Rynek pracy w Polsce. Bezrobocie nam nie grozi
Często w przypadku napływu imigrantów, czy uchodźców pojawiają się głosy, mówiące jakoby cudzoziemcy mieli zabierać miejsca pracy krajanom. Wygląda jednak na to, że Polakom to nie grozi. Jak wynika raportu Personnel Service "Barometr Polskiego Rynku Pracy 2022" w czwartym kwartale 2021 roku w Polsce było 137,4 tys. wakatów. To szóste miejsce w Europie, w której łączna liczba wolnych miejsc pracy wynosiła 3,6 mln (najwięcej w Niemczech).

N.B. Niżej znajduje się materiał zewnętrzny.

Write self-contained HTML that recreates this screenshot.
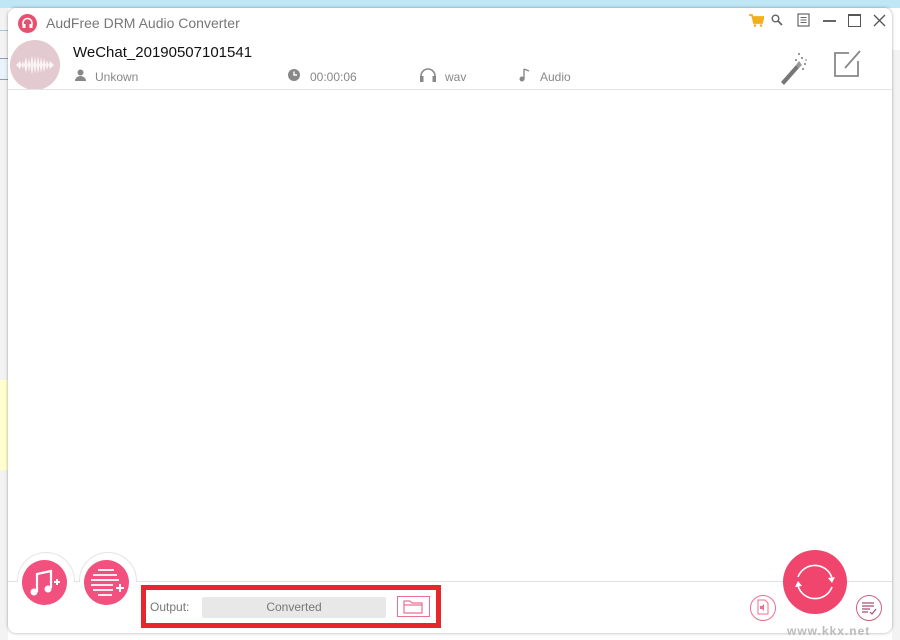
<!DOCTYPE html>
<html><head><meta charset="utf-8"><style>
body{margin:0;width:900px;height:640px;overflow:hidden;background:#fff;font-family:"Liberation Sans","Noto Sans CJK SC",sans-serif;position:relative}
.abs{position:absolute}
#win{position:absolute;left:8px;top:8px;width:884px;height:625px;background:#fff;border-radius:8px;box-shadow:0 0 3px rgba(0,0,0,.35);overflow:hidden}
.t{position:absolute;white-space:nowrap}
.pink{background:#f2517f}
</style></head><body>
<div class="abs" style="left:0;top:0;width:900px;height:8px;background:#bfe6f5"></div>
<div class="abs" style="left:0;top:8px;width:8px;height:632px;background:#f3f3f3"></div>
<div class="abs" style="left:0;top:30px;width:8px;height:1px;background:#9cc"></div>
<div class="abs" style="left:0;top:58px;width:8px;height:20px;background:#e8f3fb;border-top:1px solid #99b;border-bottom:1px solid #99b"></div>
<div class="abs" style="left:0;top:380px;width:8px;height:90px;background:#ffffd0"></div>
<div class="abs" style="left:892px;top:50px;width:8px;height:590px;background:#f3f3f3"></div>
<div id="win">
 <div class="t" style="left:10px;top:6px;width:19px;height:19px;border-radius:50%;background:#e9506f"></div>
 <svg class="abs" style="left:13px;top:9px" width="13" height="13" viewBox="0 0 13 13"><path d="M2 8V6a4.5 4.5 0 0 1 9 0v2" stroke="#fff" stroke-width="1.6" fill="none"/><rect x="1.5" y="7" width="3" height="4" fill="#fff"/><rect x="8.5" y="7" width="3" height="4" fill="#fff"/></svg>
 <div class="t" style="left:38px;top:7px;font-size:14px;color:#777">AudFree DRM Audio Converter</div>
 <div class="t" style="left:2px;top:32px;width:50px;height:50px;border-radius:50%;background:#e3c9d0"></div>
 <svg class="abs" style="left:6px;top:44px" width="44" height="26" viewBox="0 0 44 26"><path d="M2 13 L6 9 L9 17 L12 5 L15 20 L18 3 L21 22 L24 4 L27 21 L30 6 L33 18 L36 9 L40 13 L36 17 L33 8 L30 20 L27 5 L24 22 L21 4 L18 23 L15 6 L12 21 L9 9 L6 17Z" fill="#fff" opacity=".8"/></svg>
 <div class="t" style="left:65px;top:36px;font-size:15px;color:#111">WeChat_20190507101541</div>
 <svg class="abs" style="left:67px;top:61px" width="11" height="12"><circle cx="5.5" cy="3.5" r="3" fill="#888"/><path d="M0 12a5.5 5 0 0 1 11 0z" fill="#888"/></svg>
 <div class="t" style="left:87px;top:62px;font-size:12px;color:#888">Unkown</div>
 <svg class="abs" style="left:280px;top:61px" width="12" height="12"><circle cx="6" cy="6" r="6" fill="#888"/><path d="M6 2.5V6h3" stroke="#fff" stroke-width="1.4" fill="none"/></svg>
 <div class="t" style="left:302px;top:62px;font-size:12px;color:#888">00:00:06</div>
 <svg class="abs" style="left:411px;top:60px" width="18" height="14"><path d="M2 11V8a7 7 0 0 1 14 0v3" stroke="#888" stroke-width="1.6" fill="none"/><rect x="1" y="8" width="3.5" height="6" fill="#888"/><rect x="13.5" y="8" width="3.5" height="6" fill="#888"/></svg>
 <div class="t" style="left:437px;top:62px;font-size:12px;color:#888">wav</div>
 <svg class="abs" style="left:510px;top:60px" width="12" height="14"><path d="M6 1v10" stroke="#888" stroke-width="1.4"/><circle cx="4" cy="11" r="2.5" fill="#888"/><path d="M6 1l5 2" stroke="#888" stroke-width="1.4"/></svg>
 <div class="t" style="left:532px;top:62px;font-size:12px;color:#888">Audio</div>
 <svg class="abs" style="left:740px;top:5px" width="16" height="14"><path d="M1 2h3l2 8h8l1.5-6H5" stroke="#f2b01e" stroke-width="1.8" fill="#f2b01e"/><circle cx="7" cy="12.5" r="1.3" fill="#f2b01e"/><circle cx="13" cy="12.5" r="1.3" fill="#f2b01e"/></svg>
 <svg class="abs" style="left:763px;top:6px" width="12" height="12"><circle cx="4.5" cy="4.5" r="3.3" stroke="#666" stroke-width="1.4" fill="none"/><path d="M7 7l4 4" stroke="#666" stroke-width="1.8"/></svg>
 <svg class="abs" style="left:789px;top:5px" width="13" height="14"><rect x="1" y="1" width="11" height="12" stroke="#666" fill="none" stroke-width="1.2"/><path d="M3.5 4.5h6M3.5 7h6M3.5 9.5h6" stroke="#666"/></svg>
 <div class="abs" style="left:815px;top:12px;width:13px;height:1.5px;background:#666"></div>
 <div class="abs" style="left:840px;top:6px;width:11px;height:10px;border:1.5px solid #555;border-top-width:2px"></div>
 <svg class="abs" style="left:865px;top:6px" width="13" height="13"><path d="M1 1l11 11M12 1L1 12" stroke="#555" stroke-width="1.3"/></svg>
 <svg class="abs" style="left:770px;top:42px" width="30" height="36"><path d="M3 32l15-17 3 3-15 17z" fill="#777"/><path d="M18 15l3-4 3 4-3 3z" fill="#999"/><g fill="#777"><circle cx="18" cy="10" r="1"/><circle cx="24" cy="8" r="1"/><circle cx="27" cy="14" r="1"/><circle cx="25" cy="19" r="1"/><circle cx="21" cy="4" r="1"/><circle cx="28" cy="10" r="0.8"/></g></svg>
 <svg class="abs" style="left:824px;top:40px" width="32" height="32"><path d="M17 5H3v23h23V13" stroke="#888" stroke-width="1.8" fill="none"/><path d="M13 20L28 3" stroke="#888" stroke-width="1.8"/></svg>
 <div class="abs" style="left:0;top:81px;width:884px;height:1px;background:#e3e3e3"></div>
 <div class="abs" style="left:0;top:573px;width:884px;height:1px;background:#e0e0e0"></div>
 <div class="abs" style="left:9px;top:544px;width:56px;height:56px;border-radius:50%;background:#fff;border:1px solid #e4e4e4"></div>
 <div class="abs" style="left:71px;top:544px;width:56px;height:56px;border-radius:50%;background:#fff;border:1px solid #e4e4e4"></div>
 <div class="abs" style="left:0;top:574px;width:140px;height:30px;background:#fff"></div>
 <div class="abs pink" style="left:14px;top:552px;width:45px;height:45px;border-radius:50%"></div>
 <svg class="abs" style="left:14px;top:552px" width="45" height="45"><path d="M15 32V14l14-3v17" stroke="#fff" stroke-width="2.2" fill="none"/><circle cx="12" cy="32" r="3.5" fill="#fff"/><circle cx="26" cy="29" r="3.5" fill="#fff"/><path d="M32 22h6M35 19v6" stroke="#fff" stroke-width="2"/></svg>
 <div class="abs pink" style="left:76px;top:552px;width:45px;height:45px;border-radius:50%"></div>
 <svg class="abs" style="left:76px;top:552px" width="45" height="45"><path d="M14 10h16M9 15h24M7 20h28M7 25h22M9 30h20M14 35h14" stroke="#fff" stroke-width="1.8"/><path d="M32 28h8M36 24v8" stroke="#fff" stroke-width="2"/></svg>
 <div class="abs" style="left:133px;top:577px;width:290px;height:33px;border:5px solid #e8262b;background:#fff"></div>
 <div class="t" style="left:142px;top:592px;font-size:12px;color:#777">Output:</div>
 <div class="abs" style="left:194px;top:589px;width:184px;height:21px;background:#e8e8e8;border-radius:2px;text-align:center;line-height:21px;font-size:12px;color:#777">Converted</div>
 <div class="abs" style="left:389px;top:588px;width:33px;height:21px;border:1px solid #ee6f90;box-sizing:border-box"></div>
 <svg class="abs" style="left:395px;top:591px" width="21" height="15"><path d="M1 2h6l2 2h10v10H1z M1 6h18" stroke="#ee6f90" stroke-width="1.2" fill="none"/></svg>
 <div class="abs" style="left:742px;top:587px;width:24px;height:24px;border-radius:50%;border:1.3px solid #ee6f90"></div>
 <svg class="abs" style="left:748px;top:591px" width="14" height="17"><path d="M2 1h7l3 3v11H2z" stroke="#ee6f90" fill="none"/><path d="M4 7h2l2-2v7l-2-2H4z" fill="#ee6f90"/></svg>
 <div class="abs" style="left:848px;top:587px;width:24px;height:24px;border-radius:50%;border:1.3px solid #d06080"></div>
 <svg class="abs" style="left:853px;top:592px" width="16" height="16"><path d="M1 3h12M1 6h12M1 9h8M1 12h6M9 12l2 2 4-5" stroke="#a05070" stroke-width="1.2" fill="none"/></svg>
 <div class="abs" style="left:775px;top:542px;width:64px;height:64px;border-radius:50%;background:#f0466e"></div>
 <svg class="abs" style="left:775px;top:542px" width="64" height="64"><path d="M15 27A18 18 0 0 1 49 28" stroke="#fff" stroke-width="1.6" fill="none"/><path d="M45 28l4 5 3-6z" fill="#fff"/><path d="M49 37A18 18 0 0 1 15 36" stroke="#fff" stroke-width="1.6" fill="none"/><path d="M12 37l3-6 4 5z" fill="#fff"/></svg>
</div>
<div class="t" style="left:787px;top:624px;font-size:12px;font-weight:bold;color:#bbb;letter-spacing:1px">www.kkx.net</div>
</body></html>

Polacy nie obawiają się napływu Ukraińców
Z badania Personnel Service wynika, że 80 proc. Polaków nie obawia się straty pracy na rzecz pracowników Ukrainy. 37 proc. uważa jednak, że Ukraińcy obniżają tempo wzrostu wynagrodzeń w Polsce, choć jeszcze w 2020 roku takie opinie głosiło 45 proc. badanych. 35 proc. Polaków ma pozytywny stosunek do pracowników z Ukrainy, 46 proc. neutralny, a 13 proc. negatywny.
Jednocześnie co piąty badany Polak rozważał emigrację w celu zmiany pracy. 69 proc. z nich wskazało, że motywują ich wyższe zarobki, 59 proc. obawia się inflacji, a 47 proc. złej sytuacji politycznej. 36 proc. wskazało również negatywne zmiany podatkowe, jako jeden z powodów.
Nie tylko deklaracje. Twarde dane wskazują, że bezrobocie nam nie grozi
Personnel Service wskazuje, że Polski rynek pracy jest w stanie przyjąć ok. 700 tys. osób. Pracownicy z Ukrainy będą znajdować zatrudnienie głównie w gastronomii, hotelarstwie, ogrodnictwie, rolnictwie i turystyce. Wśród uchodźców będą również specjaliści, tacy jak np. programiści, czy lekarze. Ponadto wiele firm może przenieść się z Rosji i Ukrainy do Polski, tym samym tworząc nowe miejsca pracy.
Tymczasem do Polski od wybuchu wojny przyjechało już ponad 2 mln osób. Według badań Personnel Service po uwzględnieniu liczby dzieci i osób starszych i możliwą aktywizację zawodową wśród osób w wieku produkcyjnych, Polski rynek pracy może powiększyć się o 600 tys. pracowników.
Warto zaznaczyć, że w zależności od wyniku wojny, część Ukraińców może wrócić do swojego kraju. Ponadto, jeśli chociaż cześć Polaków zrealizuje swoje deklaracje o emigracji, to na pewno zwolni się jeszcze trochę wakatów na rynku.